А у Владислава Ипполитыча, боевого моего сотоварища, пламенного большевика и беззаветного чекиста, было второе дно – как в контрабандистском кофре. Скрытое третье измерение.
И никакие кадровики вскрыть этот тайник были не в силах, ибо от всех тщательно скрыл его Лютостанский. Скрыл, водрузив свое сокровенное на всеобщее обозрение и лишь замаскировав его чуть-чуть другим цветом.
Лютостанский смертельно ненавидел советскую власть.
И ненависть к евреям была продолжением бесконечного спора о первичности курицы или яйца. Не могу сказать, кого больше ненавидел Лютостанский, кого он считал первопричиной – советскую власть, давшую евреям социальный успех, или евреев, породивших советскую власть.
Обо всем происходившем в стране он говорил только в превосходных степенях. Мы все говорили газетными словами, но в восторженных речитативах Лютостанского я довольно быстро уловил серьезный порок – в них не было радостного карьеристского криводушия выдвиженцев, отсутствовало и безмозглое попугайство остальных кретинов.
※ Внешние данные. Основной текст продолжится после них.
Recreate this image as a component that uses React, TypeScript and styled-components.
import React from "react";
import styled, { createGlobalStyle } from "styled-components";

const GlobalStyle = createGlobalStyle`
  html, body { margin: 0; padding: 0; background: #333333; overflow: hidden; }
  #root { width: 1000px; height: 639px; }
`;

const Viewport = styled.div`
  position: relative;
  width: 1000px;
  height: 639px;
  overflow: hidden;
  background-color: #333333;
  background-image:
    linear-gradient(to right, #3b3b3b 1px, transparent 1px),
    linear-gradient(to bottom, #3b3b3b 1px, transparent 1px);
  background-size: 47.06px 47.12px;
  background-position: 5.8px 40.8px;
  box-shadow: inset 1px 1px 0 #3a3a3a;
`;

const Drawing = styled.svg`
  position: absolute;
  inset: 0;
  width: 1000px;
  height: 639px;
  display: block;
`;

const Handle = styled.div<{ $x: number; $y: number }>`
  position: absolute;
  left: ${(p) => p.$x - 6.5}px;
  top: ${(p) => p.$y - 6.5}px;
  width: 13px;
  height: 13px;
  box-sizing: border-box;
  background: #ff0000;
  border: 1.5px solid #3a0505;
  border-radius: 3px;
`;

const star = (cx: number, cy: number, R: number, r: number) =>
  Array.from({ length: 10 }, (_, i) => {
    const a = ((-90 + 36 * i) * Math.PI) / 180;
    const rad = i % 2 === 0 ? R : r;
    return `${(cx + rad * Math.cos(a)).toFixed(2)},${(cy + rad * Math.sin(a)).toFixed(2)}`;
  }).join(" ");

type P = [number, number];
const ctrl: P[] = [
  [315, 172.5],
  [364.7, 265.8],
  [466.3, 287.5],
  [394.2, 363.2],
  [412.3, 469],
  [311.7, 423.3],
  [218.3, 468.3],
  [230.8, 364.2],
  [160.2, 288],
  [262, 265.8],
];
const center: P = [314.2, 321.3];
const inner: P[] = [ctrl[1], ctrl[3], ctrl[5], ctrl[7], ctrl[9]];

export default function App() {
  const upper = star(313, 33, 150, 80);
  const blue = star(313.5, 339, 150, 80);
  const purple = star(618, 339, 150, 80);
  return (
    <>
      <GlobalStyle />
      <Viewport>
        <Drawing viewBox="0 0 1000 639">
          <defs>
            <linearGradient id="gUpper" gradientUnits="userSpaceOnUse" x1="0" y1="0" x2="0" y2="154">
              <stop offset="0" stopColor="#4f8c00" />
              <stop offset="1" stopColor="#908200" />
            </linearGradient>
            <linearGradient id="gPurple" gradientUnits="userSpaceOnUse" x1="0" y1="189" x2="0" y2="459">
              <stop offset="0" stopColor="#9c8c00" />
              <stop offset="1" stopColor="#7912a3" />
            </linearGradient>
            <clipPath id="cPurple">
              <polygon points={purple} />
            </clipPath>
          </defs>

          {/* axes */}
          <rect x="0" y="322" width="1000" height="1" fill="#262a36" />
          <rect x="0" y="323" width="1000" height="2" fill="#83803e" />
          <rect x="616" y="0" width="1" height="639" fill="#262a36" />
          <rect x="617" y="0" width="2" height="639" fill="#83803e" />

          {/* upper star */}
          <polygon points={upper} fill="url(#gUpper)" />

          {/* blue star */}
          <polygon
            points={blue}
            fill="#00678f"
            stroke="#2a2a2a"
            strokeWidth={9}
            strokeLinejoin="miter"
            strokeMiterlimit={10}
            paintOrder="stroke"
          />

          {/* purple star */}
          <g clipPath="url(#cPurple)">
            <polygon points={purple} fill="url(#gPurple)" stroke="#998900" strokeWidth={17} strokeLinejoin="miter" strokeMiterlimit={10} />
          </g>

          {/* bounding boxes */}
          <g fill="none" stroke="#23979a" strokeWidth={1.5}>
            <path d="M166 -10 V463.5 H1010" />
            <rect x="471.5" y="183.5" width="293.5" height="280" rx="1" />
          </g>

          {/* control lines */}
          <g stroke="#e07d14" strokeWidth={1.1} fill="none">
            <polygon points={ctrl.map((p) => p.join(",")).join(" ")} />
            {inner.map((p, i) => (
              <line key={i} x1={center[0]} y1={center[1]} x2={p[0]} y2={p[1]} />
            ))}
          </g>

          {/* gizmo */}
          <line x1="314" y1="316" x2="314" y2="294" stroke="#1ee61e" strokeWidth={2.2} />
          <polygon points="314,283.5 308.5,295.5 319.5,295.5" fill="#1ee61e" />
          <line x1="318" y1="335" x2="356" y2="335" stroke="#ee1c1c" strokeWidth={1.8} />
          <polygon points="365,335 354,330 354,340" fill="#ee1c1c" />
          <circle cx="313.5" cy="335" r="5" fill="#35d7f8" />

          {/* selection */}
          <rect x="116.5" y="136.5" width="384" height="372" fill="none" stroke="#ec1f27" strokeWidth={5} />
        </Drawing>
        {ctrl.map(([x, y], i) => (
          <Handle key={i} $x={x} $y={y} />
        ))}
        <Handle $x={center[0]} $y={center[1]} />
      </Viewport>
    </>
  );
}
Его восторги, пропущенные через проявитель моей подозрительности, превращались в острое мазохистское издевательство.
Лютостанский ошибся: он взвесил меня и Миньку Рюмина одной гирькой. Минька восторгался его ученостью и считал ее нормальной для сына бывшего учителя гимназии. Я же молча помнил, что с пяти лет наш грамотей был сиротой.